PLANS are under way to install an important new gauging station along Van Dyke Creek that will give Emerald residents upstream an extra day of warning before future flood events.
Currently there is a large unmetered gap between Raymond and Craigmore stations before the Nogoa River flows into the Fairbairn Dam, with about 40kms of free-flowing water between the gauges.
“A further gauging station down the bottom end of the Van Dyke will give everybody a better understanding of what’s heading towards the Nogoa and the dam and also what’s coming down Van Dyke itself,” CHRC manager for corporate governance Bill Wilkinson said.
“Raymond is upstream of where Van Dyke comes in, and Craigmore is the last gauge which is in a very good position and very accurate.
“That gives everyone the final readings on what is coming into the dam.
“If we put one in at Van Dyke it should improve the ability of forecasters and might give us an extra day’s understanding of what is coming into the dam.
“A gauge on Van Dyke will enable the community and disaster management groups to more quickly assess volumes before they get to Craigmore.”

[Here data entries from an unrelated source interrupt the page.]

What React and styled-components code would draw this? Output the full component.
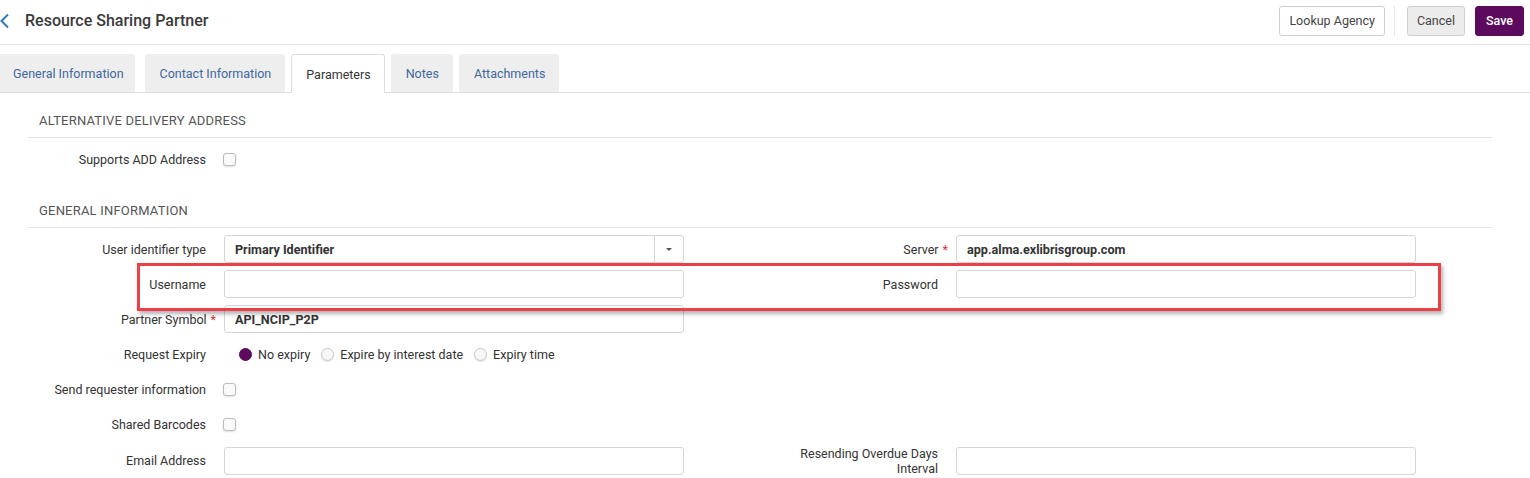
import React from 'react'
import styled, { createGlobalStyle } from 'styled-components'

// styles
const GlobalStyle = createGlobalStyle`
	body {
		margin: 0;
		background: #fff;
		font-family: Roboto, 'Liberation Sans', sans-serif;
		color: #333;
	}
	* {
		box-sizing: border-box;
	}
`

const Page = styled.div`
	position: relative;
	width: 1530px;
	height: 478px;
	overflow: hidden;
`

const Header = styled.header`
	height: 45px;
	border-bottom: 1px solid #e3e3e3;
	display: flex;
	align-items: center;
	justify-content: space-between;
	padding: 0 6px 3px 0;
`

const TitleWrap = styled.div`
	display: flex;
	align-items: center;
	gap: 15px;

	h1 {
		margin: 0;
		font-size: 16px;
		font-weight: 500;
		color: #3a3a3a;
	}
`

const Actions = styled.div`
	display: flex;
	align-items: center;
	gap: 10px;
`

const Divider = styled.span`
	width: 1px;
	height: 30px;
	background: #e6e6e6;
	margin: 0 2px 0 -1px;
`

const Button = styled.button`
	height: 30px;
	padding: 0 ${p => (p.$variant === 'primary' ? 10 : 9)}px;
	border-radius: 3px;
	font-family: inherit;
	font-size: 12.5px;
	border: 1px solid ${p => (p.$variant === 'primary' ? '#5c0a5e' : '#cfcfcf')};
	background: ${p => (p.$variant === 'primary' ? '#5c0a5e' : p.$variant === 'muted' ? '#ececec' : '#fff')};
	color: ${p => (p.$variant === 'primary' ? '#fff' : '#444')};
	font-weight: ${p => (p.$variant === 'primary' ? 500 : 400)};
`

const TabBar = styled.nav`
	display: flex;
	margin-top: 9px;
	border-bottom: 1px solid #dedede;
`

const Tab = styled.div`
	display: flex;
	align-items: center;
	padding: 0 13px 0 14px;
	margin-right: 6px;
	font-size: 12.5px;
	color: ${p => (p.$active ? '#333' : '#41679f')};
	background: ${p => (p.$active ? '#fff' : '#eeeeee')};
	border: 1px solid ${p => (p.$active ? '#dedede' : '#eeeeee')};
	border-bottom: none;
	border-radius: 3px 3px 0 0;
	margin-bottom: ${p => (p.$active ? '-1px' : '0')};
	height: ${p => (p.$active ? '39px' : '38px')};

	&:first-child {
		margin-left: -2px;
		padding-right: 10px;
		margin-right: 10px;
	}
`

const Content = styled.main`
	padding: 0 38px 0 28px;
`

const Section = styled.section`
	& + & {
		margin-top: 10px;
	}
`

const SectionTitle = styled.h2`
	margin: 0;
	padding: 19px 11px 7px;
	font-size: 13px;
	line-height: 18px;
	font-weight: 400;
	text-transform: uppercase;
	letter-spacing: 0.2px;
	color: #555;
	border-bottom: 1px solid #e5e5e5;
`

const Rows = styled.div`
	display: flex;
	flex-direction: column;
	gap: 7.17px;
	padding-top: 7px;
`

const Row = styled.div`
	display: grid;
	grid-template-columns: 704px 684px;
	align-items: center;
	min-height: 28px;
`

const FieldWrap = styled.div`
	display: grid;
	grid-template-columns: ${p => p.$labelWidth}px 460px;
	column-gap: 18px;
	align-items: center;
`

const Label = styled.label`
	justify-self: end;
	text-align: right;
	font-size: 12.5px;
	line-height: 15px;
	color: #333;
	white-space: ${p => (p.$maxWidth ? 'normal' : 'nowrap')};
	max-width: ${p => p.$maxWidth || 400}px;
`

const Star = styled.span`
	color: #d6363c;
	margin-left: 4px;
	margin-right: -10px;
`

const TextBox = styled.div`
	height: 28px;
	border: 1px solid #d3d6db;
	border-radius: 3px;
	padding: 0 10px;
	display: flex;
	align-items: center;
	font-size: 12.6px;
	font-weight: 700;
	color: #333;
	background: #fff;
`

const SelectBox = styled(TextBox)`
	padding-right: 0;
	justify-content: space-between;
`

const SelectArrow = styled.span`
	width: 29px;
	height: 100%;
	border-left: 1px solid #d3d6db;
	display: flex;
	align-items: center;
	justify-content: center;

	&::after {
		content: '';
		border-left: 3px solid transparent;
		border-right: 3px solid transparent;
		border-top: 3px solid #555;
	}
`

const Checkbox = styled.span`
	width: 13px;
	height: 13px;
	border: 1px solid #bcbcbc;
	border-radius: 3px;
	background: #fafafa;
	box-shadow: 0 1px 2px rgba(0, 0, 0, 0.12);
	margin-left: -1px;
`

const RadioGroup = styled.div`
	display: flex;
	align-items: center;
	gap: 11px;
	padding-left: 15px;
	font-size: 12.5px;
	color: #333;
`

const RadioOption = styled.span`
	display: flex;
	align-items: center;
	gap: 6px;
`

const RadioDot = styled.span`
	width: 13px;
	height: 13px;
	border-radius: 50%;
	background: ${p => (p.$checked ? '#5c0a5e' : '#f7f7f7')};
	border: 1px solid ${p => (p.$checked ? '#5c0a5e' : '#cccccc')};
	box-shadow: ${p => (p.$checked ? 'none' : '0 1px 2px rgba(0,0,0,0.12)')};
`

const Highlight = styled.div`
	position: absolute;
	left: 137px;
	top: 263px;
	width: 1304px;
	height: 48px;
	border: 3px solid #ec3f48;
	box-shadow: 2px 3px 4px rgba(0, 0, 0, 0.3);
	pointer-events: none;
`

const BackIcon = () => (
	<svg width='10' height='16' viewBox='0 0 10 16'>
		<polyline points='8,1.5 1.5,8 8,14.5' fill='none' stroke='#2f78be' strokeWidth='2' />
	</svg>
)

const Field = ({ label, required, side, labelMax, children }) => (
	<FieldWrap $labelWidth={side === 'right' ? 206 : 178}>
		<Label $maxWidth={labelMax}>
			{label}
			{required && <Star>*</Star>}
		</Label>
		{children}
	</FieldWrap>
)

const tabs = ['General Information', 'Contact Information', 'Parameters', 'Notes', 'Attachments']

const App = () => (
	<Page>
		<GlobalStyle />
		<Header>
			<TitleWrap>
				<BackIcon />
				<h1>Resource Sharing Partner</h1>
			</TitleWrap>
			<Actions>
				<Button>Lookup Agency</Button>
				<Divider />
				<Button $variant='muted'>Cancel</Button>
				<Button $variant='primary'>Save</Button>
			</Actions>
		</Header>
		<TabBar>
			{tabs.map(t => (
				<Tab key={t} $active={t === 'Parameters'}>
					{t}
				</Tab>
			))}
		</TabBar>
		<Content>
			<Section>
				<SectionTitle>Alternative Delivery Address</SectionTitle>
				<Rows>
					<Row>
						<Field label='Supports ADD Address'>
							<Checkbox />
						</Field>
					</Row>
				</Rows>
			</Section>
			<Section>
				<SectionTitle>General Information</SectionTitle>
				<Rows>
					<Row>
						<Field label='User identifier type'>
							<SelectBox>
								Primary Identifier
								<SelectArrow />
							</SelectBox>
						</Field>
						<Field label='Server' required side='right'>
							<TextBox>app.alma.exlibrisgroup.com</TextBox>
						</Field>
					</Row>
					<Row>
						<Field label='Username'>
							<TextBox />
						</Field>
						<Field label='Password' side='right'>
							<TextBox />
						</Field>
					</Row>
					<Row>
						<Field label='Partner Symbol' required>
							<TextBox>API_NCIP_P2P</TextBox>
						</Field>
					</Row>
					<Row>
						<Field label='Request Expiry'>
							<RadioGroup>
								<RadioOption>
									<RadioDot $checked />
									No expiry
								</RadioOption>
								<RadioOption>
									<RadioDot />
									Expire by interest date
								</RadioOption>
								<RadioOption>
									<RadioDot />
									Expiry time
								</RadioOption>
							</RadioGroup>
						</Field>
					</Row>
					<Row>
						<Field label='Send requester information'>
							<Checkbox />
						</Field>
					</Row>
					<Row>
						<Field label='Shared Barcodes'>
							<Checkbox />
						</Field>
					</Row>
					<Row>
						<Field label='Email Address'>
							<TextBox />
						</Field>
						<Field label='Resending Overdue Days Interval' side='right' labelMax={160}>
							<TextBox />
						</Field>
					</Row>
				</Rows>
			</Section>
		</Content>
		<Highlight />
	</Page>
)

export default App
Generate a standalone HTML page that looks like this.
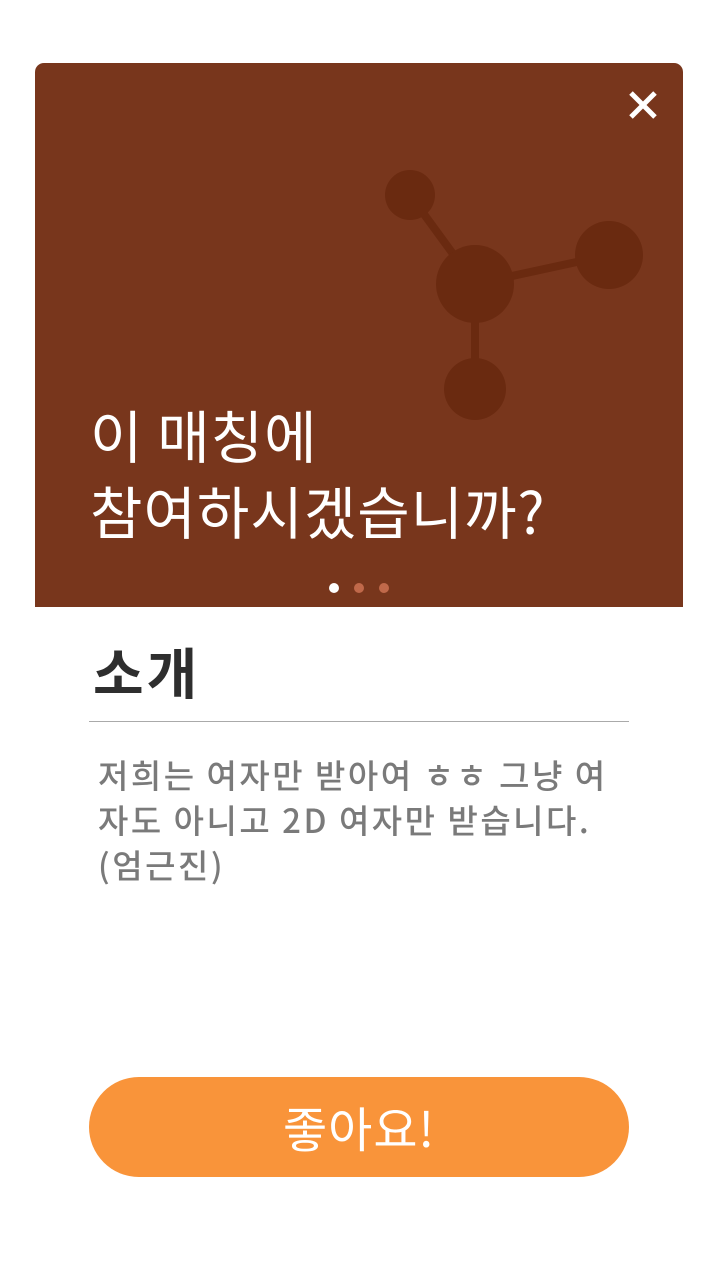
<!DOCTYPE html>
<html><head><meta charset="utf-8"><style>
body{margin:0;width:720px;height:1280px;background:#fff;position:relative;overflow:hidden;font-family:"Noto Sans CJK KR","Liberation Sans",sans-serif}
.card{position:absolute;left:35px;top:63px;width:648px;height:544px;background:#78361c;border-radius:9px 9px 0 0;overflow:hidden}
.title{position:absolute;left:55px;top:333px;color:#fff;font-size:57px;line-height:76px;letter-spacing:1px}
.dot{position:absolute;top:583px;width:10px;height:10px;border-radius:50%;background:#c0694a}
h2{position:absolute;left:93px;top:632px;margin:0;font-size:55px;font-weight:bold;color:#2e2e2e;line-height:76px;letter-spacing:3px}
.line{position:absolute;left:89px;top:721px;width:540px;height:1px;background:#aaa}
.body{position:absolute;left:98px;top:752px;width:525px;font-size:33px;line-height:45px;color:#7a7a7a;word-break:break-all;letter-spacing:2.5px;font-weight:500}
.btn{position:absolute;left:89px;top:1077px;width:540px;height:100px;border-radius:50px;background:#f9943a;color:#fff;font-size:48px;text-align:center;line-height:98px;letter-spacing:1px}
</style></head><body>
<div class="card">
<svg width="648" height="544" style="position:absolute;left:0;top:0">
<g fill="#6a2a10" stroke="#6a2a10" stroke-width="8">
<line x1="375" y1="132" x2="440" y2="221"/><line x1="440" y1="221" x2="574" y2="192"/><line x1="440" y1="221" x2="440" y2="326"/>
<circle cx="375" cy="132" r="25" stroke="none"/><circle cx="440" cy="221" r="39" stroke="none"/><circle cx="574" cy="192" r="34" stroke="none"/><circle cx="440" cy="326" r="31" stroke="none"/>
</g>
<g stroke="#fff" stroke-width="5"><line x1="596" y1="30" x2="620" y2="54"/><line x1="620" y1="30" x2="596" y2="54"/></g>
</svg>
<div class="title">이 매칭에<br>참여하시겠습니까?</div>
</div>
<div class="dot" style="left:329px;background:#fff"></div>
<div class="dot" style="left:354px"></div>
<div class="dot" style="left:379px"></div>
<h2>소개</h2>
<div class="line"></div>
<div class="body">저희는 여자만 받아여 ㅎㅎ 그냥 여자도 아니고 2D 여자만 받습니다. (엄근진)</div>
<div class="btn">좋아요!</div>
</body></html>
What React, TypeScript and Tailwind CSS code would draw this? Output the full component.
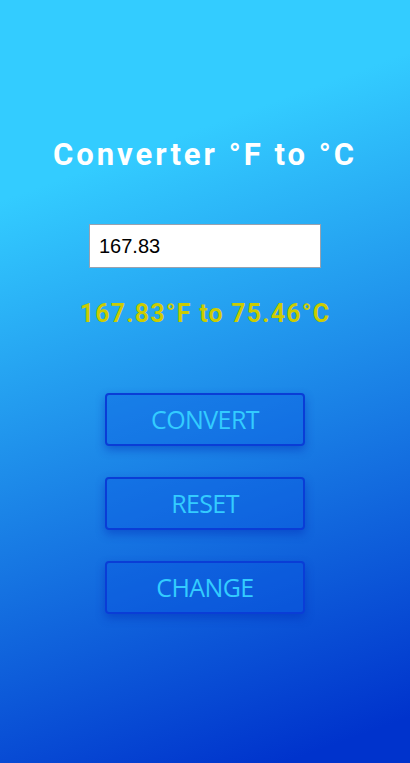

Along with the new Van Dyke gauge, CHRC will be installing an two extra river gauges and a rainfall gauge in the Rolleston township and upstream as a result of a successful funding submission approved late last year.
Since the 2008 floods, CHRC has installed 38 stations containing rain and river-level gauges, with funding secured from the Natural Disaster Management Program.
Mr Wilkinson said the new additions complemented the state-of-the-art weather radar installed post 2008.
“Some people would say we should have gauges on every section of every creek, but it is impracticable to have that density of network. But we are constantly looking at ways to improve the rain and flood warning system for the community across the entire shire,” he said.
CHRC Mayor Peter Maguire said in the wake of recent flooding a need for further gauging systems along the Comet River was clearly identified.
Lex Iker owns three properties along Van Dyke Creek and welcomed the addition to the gauging network.
“Recent floods definitely accentuated the need for it, and it’s often hard for us to get through to people downstream to let them know that there is a lot of water coming,” he said.
“Van Dyke is certainly one of the quicker running creeks in the Fairbairn catchment.”
Mr Iker said he lost 16 dams, 50kms of fencing and 60kms of roads, with the majority of damage being caused by Van Dyke Creek.
Installation of the gauges will get underway during the upcoming winter.